Branson is not the only high profile name to be attached to the project. Blake Scholl, who is an ex Amazon executive has recruited employees from industry heavyweights including Boeing, Lockheed Martin and NASA, with astronaut Mark Kelly on board as an adviser.

The seats will not fold down into a bed. Photo / Supplied
The seats will not fold down into a bed. Photo / Supplied


There has been one famous case when a passenger jet broke reached the Mach 2 speed barrier but ultimately the revolutionary jet proved commercially unsustainable.

The world renowned Concord Jet was produced by French aerospace company Aérospatiale and British Aircraft Corporation but was retired in 2003 after a solid 27 years in service.

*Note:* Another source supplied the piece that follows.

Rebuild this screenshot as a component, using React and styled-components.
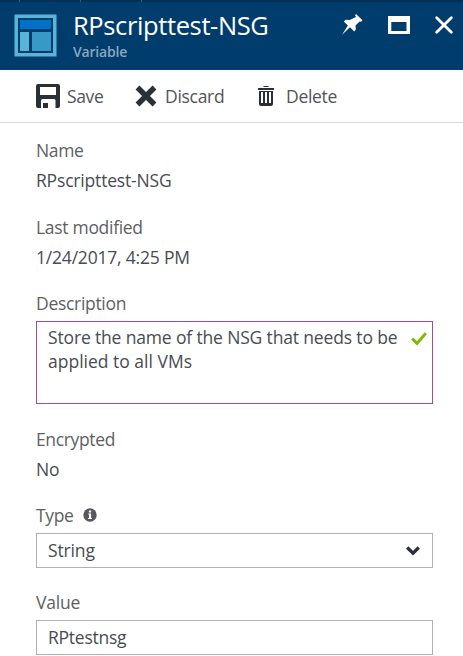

The supersonic jet which travelled at double the speed of sound and to this day holds the record for the fastest crossing of the Atlantic by a civil aircraft, closing the 5567km gap between London and New York in just two hours, 52 minutes and 59 seconds.

Ostensibly it was successful cutting-edge feat of engineering but it was also a fuel-guzzler and a money-loser for its owners.

It also was the epitome of luxury - a trap that Boom Technology says it doesn't want to fall into to.

Concorde flew everyone from the Queen to Mick Jagger, famously helping Phil Collins to perform Live Aid concerts in London and Philadelphia on the same day in 1985.

Passengers were fed caviar, lobster, steak and fresh strawberries with double cream, washing it down with Dom Perignon champagne.

It seemed the slender plane with the iconic droop nose could do no wrong until 2000, when Flight 4590 exploded into flames just 90 seconds after taking off in Paris.

All 109 people on board were killed when the aircraft ran over debris on the runway, puncturing the tyres and a fuel tank, causing the engines to fail. Four others died on the ground, when the plane crashed into a nearby hotel.

The crash, among other factors, eventually led to Aérospatiale's successor Airbus stopping maintenance on the planes and eventually decommissioning them.

And companies such as Boom Technology have been trying to fill the void ever since.